On June 4, 2025, the U.S. Court of Appeals for the Second Circuit affirmed the dismissal of a putative class action against a video streaming service provider for alleged violations of the Video Privacy Protection Act (VPPA).
The plaintiff, a subscriber to a digital video streaming service, alleged that the provider violated the VPPA by transmitting her Facebook ID and the titles of videos she watched to Facebook through the use of Facebook’s Pixel tracking tool. The information was used for targeted advertising purposes. The district court dismissed the complaint, finding that the information disclosed did not amount to PII under the VPPA, and denied the plaintiff’s request to amend her complaint.
The central issue on appeal was the scope of “personally identifiable information.” Under the VPPA:
the term “personally identifiable information” includes information which identifies a person as having requested or obtained specific video materials or services from a video tape service provider….
Two competing standards have emerged in the federal courts:
- The “reasonable foreseeability” standard, which considers whether it is reasonably foreseeable that a third party could use the disclosed information to identify an individual’s video viewing history.

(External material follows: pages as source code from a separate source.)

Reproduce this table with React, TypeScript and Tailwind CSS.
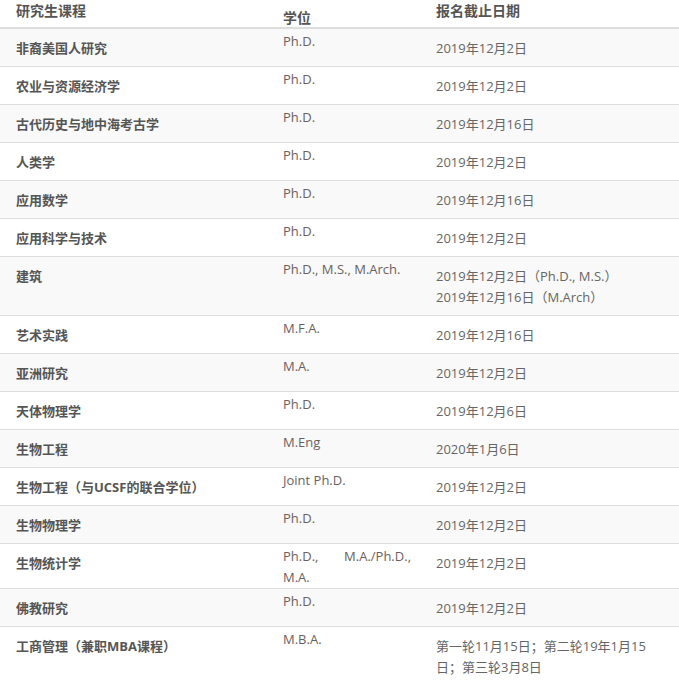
import React from "react";

type Row = { name: string; degree: React.ReactNode; date: React.ReactNode };

const rows: Row[] = [
  { name: "非裔美国人研究", degree: "Ph.D.", date: "2019年12月2日" },
  { name: "农业与资源经济学", degree: "Ph.D.", date: "2019年12月2日" },
  { name: "古代历史与地中海考古学", degree: "Ph.D.", date: "2019年12月16日" },
  { name: "人类学", degree: "Ph.D.", date: "2019年12月2日" },
  { name: "应用数学", degree: "Ph.D.", date: "2019年12月16日" },
  { name: "应用科学与技术", degree: "Ph.D.", date: "2019年12月2日" },
  {
    name: "建筑",
    degree: "Ph.D., M.S., M.Arch.",
    date: (
      <>
        2019年12月2日（Ph.D., M.S.）
        <br />
        2019年12月16日（M.Arch）
      </>
    ),
  },
  { name: "艺术实践", degree: "M.F.A.", date: "2019年12月16日" },
  { name: "亚洲研究", degree: "M.A.", date: "2019年12月2日" },
  { name: "天体物理学", degree: "Ph.D.", date: "2019年12月6日" },
  { name: "生物工程", degree: "M.Eng", date: "2020年1月6日" },
  { name: "生物工程（与UCSF的联合学位）", degree: "Joint Ph.D.", date: "2019年12月2日" },
  { name: "生物物理学", degree: "Ph.D.", date: "2019年12月2日" },
  {
    name: "生物统计学",
    degree: (
      <>
        <span className="flex w-[128px] justify-between">
          <span>Ph.D.,</span>
          <span>M.A./Ph.D.,</span>
        </span>
        <span className="block">M.A.</span>
      </>
    ),
    date: "2019年12月2日",
  },
  { name: "佛教研究", degree: "Ph.D.", date: "2019年12月2日" },
  {
    name: "工商管理（兼职MBA课程）",
    degree: "M.B.A.",
    date: (
      <>
        第一轮11月15日；第二轮19年1月15
        <br />
        日；第三轮3月8日
      </>
    ),
  },
];

const font = { fontFamily: '"Open Sans", "Noto Sans CJK SC", sans-serif' };

export default function App() {
  return (
    <div className="w-[679px] bg-white text-[13px] leading-[21px] text-[#666]" style={font}>
      <div className="grid grid-cols-[283px_153px_1fr] border-b-2 border-[#dddddd] h-[29px]">
        <div className="pl-[16px] pt-0 text-[14px] font-bold text-[#555]">研究生课程</div>
        <div className="pt-[7px] text-[14px] font-bold text-[#555]">学位</div>
        <div className="pt-0 text-[14px] font-bold text-[#555]">报名截止日期</div>
      </div>
      {rows.map((r, i) => (
        <div
          key={i}
          className={
            "grid grid-cols-[283px_153px_1fr] border-b border-[#dddddd] items-start " +
            (i % 2 === 0 ? "bg-[#f9f9f9]" : "bg-white")
          }
        >
          <div className="pl-[16px] pt-[9px] pb-[7px] font-bold text-[#555]">{r.name}</div>
          <div className="pt-[2px] text-[#6b6060]">{r.degree}</div>
          <div className="pt-[9px] pb-[7px] pr-[10px]">{r.date}</div>
        </div>
      ))}
    </div>
  );
}
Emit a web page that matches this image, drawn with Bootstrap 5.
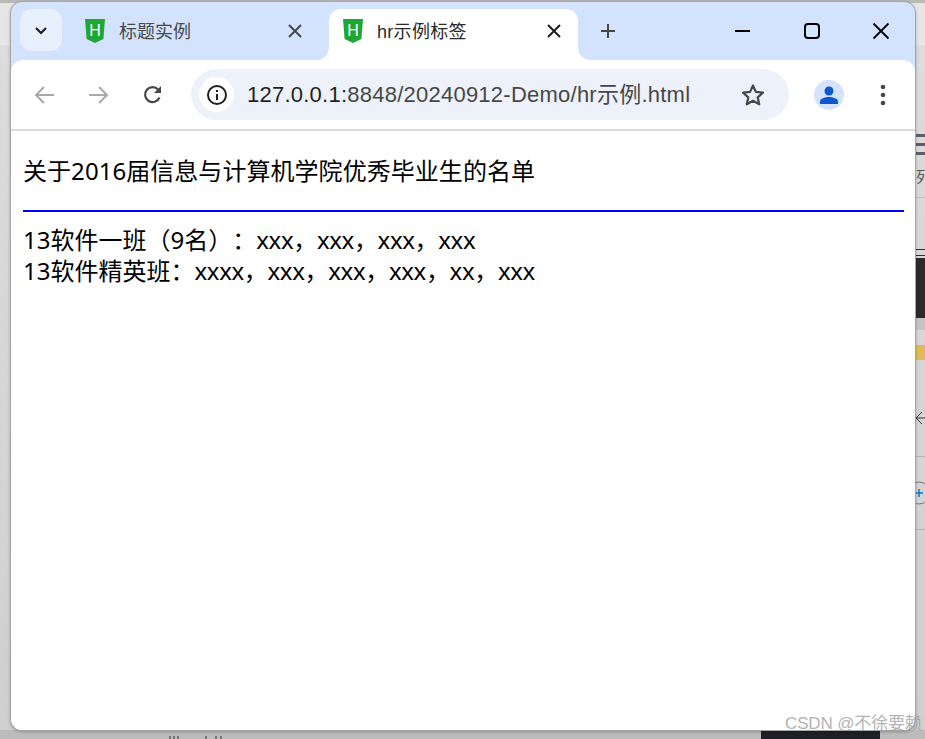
<!DOCTYPE html>
<html lang="zh-CN">
<head>
  <meta charset="UTF-8" />
  <meta name="viewport" content="width=device-width, initial-scale=1.0"/>
  <title>hr示例标签</title>
  <link href="https://cdn.jsdelivr.net/npm/bootstrap@5.3.0/dist/css/bootstrap.min.css" rel="stylesheet"/>
  <style>
    html, body { height: 100%; overflow: hidden; }
    body {
      background: #c4c4c4;
      font-family: "Liberation Sans", "Noto Sans CJK SC", sans-serif;
    }
    .desk {
      width: 925px; height: 739px;
      background: linear-gradient(#e6e6e6 0, #e6e6e6 45px, #dcdcdc 46px, #cfcfcf 100%);
    }
    .desk-top { left: 0; top: 0; width: 925px; height: 3px; background: #b9b9b9; }
    .desk-bottom { left: 0; top: 730px; width: 925px; height: 9px; background: #bcbcbc; }
    .desk-dark { left: 761px; top: 730px; width: 119px; height: 9px; background: #1f2026; }
    .desk-ticks { left: 168px; top: 736px; }
    .desk-ticks svg { display: block; }
    .side-bit { left: 916px; width: 9px; }
    .bit-bar1 { top: 134px; height: 3px; background: #5b5f6a; }
    .bit-bar2 { top: 143px; height: 3px; background: #5b5f6a; }
    .bit-bar3 { top: 152px; height: 3px; background: #5b5f6a; }
    .bit-char { top: 168px; height: 18px; font-size: 15px; line-height: 18px; color: #555; overflow: hidden; }
    .bit-line1 { top: 197px; height: 1px; background: #bdbdbd; }
    .bit-red { top: 249px; height: 7px; border-top: 1px solid #4a2030; border-bottom: 1px solid #4a2030; }
    .bit-black { top: 258px; height: 60px; background: #2b2b2b; }
    .bit-pale { top: 318px; height: 12px; background: #c4c4c4; }
    .bit-yellow { top: 345px; height: 15px; background: #e0bb55; }
    .bit-line2 { top: 456px; height: 1px; background: #b5b5b5; }
    .bit-line3 { top: 529px; height: 1px; background: #b5b5b5; }
    .bit-arrow { top: 405px; height: 20px; }
    .bit-plus { top: 480px; height: 24px; }

    .browser {
      left: 10px; top: 1px; width: 906px; height: 730px;
      border: 1px solid #a6a6a6; border-radius: 12px;
      background: #d3e3fd; overflow: hidden;
      box-shadow: 0 1px 3px rgba(0,0,0,.25);
    }
    .tab-strip { height: 58px; padding-top: 7px; padding-left: 9px; }
    .tab-search { width: 42px; height: 42px; background: #e8f0fe; border-radius: 12px; }
    .tab-item { height: 51px; padding-bottom: 8px; font-size: 18px; line-height: 24px; color: #474747; }
    .tab-off { width: 259px; margin-left: 8px; padding-left: 15px; }
    .tab-off .tab-x { margin-right: 24px; }
    .tab-on {
      width: 249px; padding-left: 14px; color: #2a2a2a;
      background: #fff; border-radius: 12px 12px 0 0;
    }
    .tab-on::before, .tab-on::after {
      content: ""; position: absolute; bottom: 0; width: 12px; height: 12px;
      background: radial-gradient(circle at 100% 0, #d3e3fd 11.5px, #fff 12px);
    }
    .tab-on::before { left: -12px; transform: scaleX(-1); }
    .tab-on::after { right: -12px; }
    .tab-title { margin-left: 14px; padding-top: 2px; flex: 1; white-space: nowrap; }
    .tab-on .tab-title { letter-spacing: .3px; }
    .tab-x { width: 20px; margin-right: 14px; }
    .tab-new { margin-left: 20px; height: 44px; }
    .win-btns { margin-left: auto; margin-right: 24px; gap: 49px; height: 44px; }
    .win-btns svg { display: block; }

    .tool-row {
      height: 69px; background: #fff; border-radius: 12px 12px 0 0;
      padding-left: 22px; position: relative;
    }
    .nav-arrows { gap: 29px; }
    .nav-forward { margin-right: 2px; }
    .omni {
      width: 598px; height: 51px; margin-left: 26px; background: #edf2fa;
      border-radius: 26px; padding-left: 8px; font-size: 22px; letter-spacing: .24px;
      color: #474747; white-space: nowrap;
    }
    .omni-info { width: 35px; height: 35px; background: #fff; margin-right: 13px; }
    .omni-host { color: #1f1f1f; }
    .omni-star { margin-left: auto; margin-right: 23px; }
    .avatar { width: 30px; height: 30px; background: #d3e3fd; margin-left: 25px; }
    .more-dots { margin-left: 36px; }
    .tool-line { height: 2px; background: #dcdcdc; }

    .page-body {
      height: 600px; background: #fff; padding: 24px 11px 0 12px;
      font-size: 24px; line-height: 31px; color: #000;
      font-family: "Noto Sans", "Noto Sans CJK SC", sans-serif;
      text-spacing-trim: space-all;
    }
    .page-title { margin: 0 0 24px; letter-spacing: .05px; }
    .blue-rule { margin: 0 0 12px; border: 0; height: 2px; background: #0000ff; opacity: 1; }
    .page-line { margin: 0; white-space: nowrap; }
    .name-run { letter-spacing: -.35px; }

    .mark-csdn {
      left: 785px; top: 714px; font-size: 17px; line-height: 20px; letter-spacing: -.15px;
      color: #9a9a9a; opacity: .75; white-space: nowrap;
    }
  </style>
</head>
<body>
  <div class="desk position-relative overflow-hidden">
    <div class="desk-top position-absolute"></div>
    <div class="desk-bottom position-absolute"></div>
    <div class="desk-dark position-absolute"></div>
    <div class="desk-ticks position-absolute">
      <svg width="60" height="3" viewBox="0 0 60 3"><path d="M2 0v3M6 0v3M10 0v3M38 0v3M48 0v3M53 0v3" stroke="#333" stroke-width="1"/></svg>
    </div>

    <div class="side-bit bit-bar1 position-absolute"></div>
    <div class="side-bit bit-bar2 position-absolute"></div>
    <div class="side-bit bit-bar3 position-absolute"></div>
    <div class="side-bit bit-char position-absolute">列</div>
    <div class="side-bit bit-line1 position-absolute"></div>
    <div class="side-bit bit-red position-absolute"></div>
    <div class="side-bit bit-black position-absolute"></div>
    <div class="side-bit bit-pale position-absolute"></div>
    <div class="side-bit bit-yellow position-absolute"></div>
    <div class="side-bit bit-arrow position-absolute">
      <svg width="9" height="20" viewBox="0 0 9 20"><path d="M9 10H0M6 4 0 10l6 6" fill="none" stroke="#333" stroke-width="1"/></svg>
    </div>
    <div class="side-bit bit-line2 position-absolute"></div>
    <div class="side-bit bit-plus position-absolute">
      <svg width="9" height="24" viewBox="0 0 9 24"><circle cx="3" cy="12" r="11" fill="none" stroke="#777"/><path d="M0 12h7M3 8v8" stroke="#0b78c9" stroke-width="1.5"/></svg>
    </div>
    <div class="side-bit bit-line3 position-absolute"></div>

    <div class="browser position-absolute">
      <div class="tab-strip d-flex align-items-start">
        <div class="tab-search d-flex align-items-center justify-content-center">
          <svg width="14" height="9" viewBox="0 0 14 9"><path d="M2 2l5 5 5-5" fill="none" stroke="#1f1f1f" stroke-width="2.2"/></svg>
        </div>
        <div class="tab-item tab-off d-flex align-items-center">
          <svg width="20" height="24" viewBox="0 0 20 24"><path d="M0 0h20l-1.6 20L10 24 1.600 20z" fill="#1fa637"/><text x="10" y="16.500" font-size="16" text-anchor="middle" fill="#fff" font-family="Liberation Sans">H</text></svg>
          <span class="tab-title">标题实例</span>
          <svg class="tab-x" width="20" height="14" viewBox="0 0 20 14"><path d="M4 1l12 12M16 1 4 13" stroke="#474747" stroke-width="2"/></svg>
        </div>
        <div class="tab-item tab-on position-relative d-flex align-items-center">
          <svg width="20" height="24" viewBox="0 0 20 24"><path d="M0 0h20l-1.6 20L10 24 1.600 20z" fill="#1fa637"/><text x="10" y="16.500" font-size="16" text-anchor="middle" fill="#fff" font-family="Liberation Sans">H</text></svg>
          <span class="tab-title">hr示例标签</span>
          <svg class="tab-x" width="20" height="14" viewBox="0 0 20 14"><path d="M4 1l12 12M16 1 4 13" stroke="#1f1f1f" stroke-width="2"/></svg>
        </div>
        <div class="tab-new d-flex align-items-center">
          <svg width="20" height="20" viewBox="0 0 20 20"><path d="M10 3v14M3 10h14" stroke="#474747" stroke-width="2"/></svg>
        </div>
        <div class="win-btns d-flex align-items-center">
          <svg width="20" height="20" viewBox="0 0 20 20"><path d="M2 10h15" stroke="#000" stroke-width="2"/></svg>
          <svg width="20" height="20" viewBox="0 0 20 20"><rect x="3" y="3" width="14" height="14" rx="3" fill="none" stroke="#000" stroke-width="2"/></svg>
          <svg width="20" height="20" viewBox="0 0 20 20"><path d="M2.500 2.500l15 15M17.500 2.500l-15 15" stroke="#000" stroke-width="1.800"/></svg>
        </div>
      </div>

      <div class="tool-row d-flex align-items-center">
        <div class="nav-arrows d-flex align-items-center">
          <svg width="24" height="24" viewBox="0 0 24 24"><path d="M21 12H4M11 4l-8 8 8 8" fill="none" stroke="#a9a9a9" stroke-width="2"/></svg>
          <svg class="nav-forward" width="24" height="24" viewBox="0 0 24 24"><path d="M3 12h17M13 4l8 8-8 8" fill="none" stroke="#a9a9a9" stroke-width="2"/></svg>
          <svg width="24" height="24" viewBox="0 0 24 24"><path d="M18.500 14.500A7.500 7.500 0 1 1 17.300 6.700" fill="none" stroke="#474747" stroke-width="2.200"/><path d="M20 3v7h-7z" fill="#474747"/></svg>
        </div>
        <div class="omni d-flex align-items-center">
          <div class="omni-info rounded-circle d-flex align-items-center justify-content-center">
            <svg width="22" height="22" viewBox="0 0 22 22"><circle cx="11" cy="11" r="9" fill="none" stroke="#1f1f1f" stroke-width="2"/><path d="M11 10v6M11 6v2" stroke="#1f1f1f" stroke-width="2"/></svg>
          </div>
          <span><span class="omni-host">127.0.0.1:</span>8848/20240912-Demo/hr示例.html</span>
          <svg class="omni-star" width="26" height="26" viewBox="0 0 26 26"><path d="M13 3.500l2.900 6.400 7 .8-5.200 4.700 1.500 6.900L13 18.800l-6.200 3.500 1.500-6.900-5.200-4.700 7-.8z" fill="none" stroke="#474747" stroke-width="2.200" stroke-linejoin="round"/></svg>
        </div>
        <div class="avatar rounded-circle d-flex align-items-center justify-content-center">
          <svg width="20" height="20" viewBox="0 0 20 20"><circle cx="10" cy="6" r="4.500" fill="#0b57d0"/><path d="M1 19v-2.500C1 13.500 6 12 10 12s9 1.500 9 4.500V19z" fill="#0b57d0"/></svg>
        </div>
        <svg class="more-dots" width="6" height="24" viewBox="0 0 6 24"><circle cx="3" cy="4" r="2.300" fill="#474747"/><circle cx="3" cy="12" r="2.300" fill="#474747"/><circle cx="3" cy="20" r="2.300" fill="#474747"/></svg>
      </div>
      <div class="tool-line"></div>

      <div class="page-body">
        <p class="page-title">关于2016届信息与计算机学院优秀毕业生的名单</p>
        <hr class="blue-rule">
        <p class="page-line">13软件一班（9名）：<span class="name-run">xxx，xxx，xxx，xxx</span></p>
        <p class="page-line">13软件精英班：<span class="name-run">xxxx，xxx，xxx，xxx，xx，xxx</span></p>
      </div>
    </div>

    <div class="mark-csdn position-absolute">CSDN @不徐要赖</div>
  </div>
  <script src="https://cdn.jsdelivr.net/npm/bootstrap@5.3.0/dist/js/bootstrap.bundle.min.js"></script>
</body>
</html>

- The “ordinary person” standard, which limits PII to information that would permit an ordinary person, without specialized knowledge or resources, to identify a specific individual’s video-watching behavior.
The Second Circuit adopted the “ordinary person” standard, aligning with the Third and Ninth Circuits. The court reasoned that this approach better informs video service providers of their obligations and avoids imposing liability based on the capabilities of sophisticated third parties, such as large technology companies.
We decline to adopt Yershov‘s reasonable foreseeability standard because it focuses on what a recipient can or cannot reasonably do when given personal information. 820 F.3d at 486. The “classic example” of the “1988 paradigm” is “a video clerk leaking an individual customer’s video rental history,” and the VPPA was not intended to create liability [*27] where a third party is able to “assemble otherwise anonymous pieces of data to unmask the identity of individual [users].” In re Nickelodeon, 827 F.3d at 290; see also Eichenberger, 876 F.3d at 985 ( “‘[P]ersonally identifiable information’ must have the same meaning without regard to its recipient’s capabilities. Holding otherwise would make ‘the lawfulness of a disclosure depend on circumstances outside of a video service provider’s control.’” (quoting Mollett v. Netflix, Inc., 795 F.3d 1062, 1066 (9th Cir. 2015) (alterations adopted)).
Solomon v. Flipps Media, Inc., 136 F.4th 41 (2d Cir. 2025).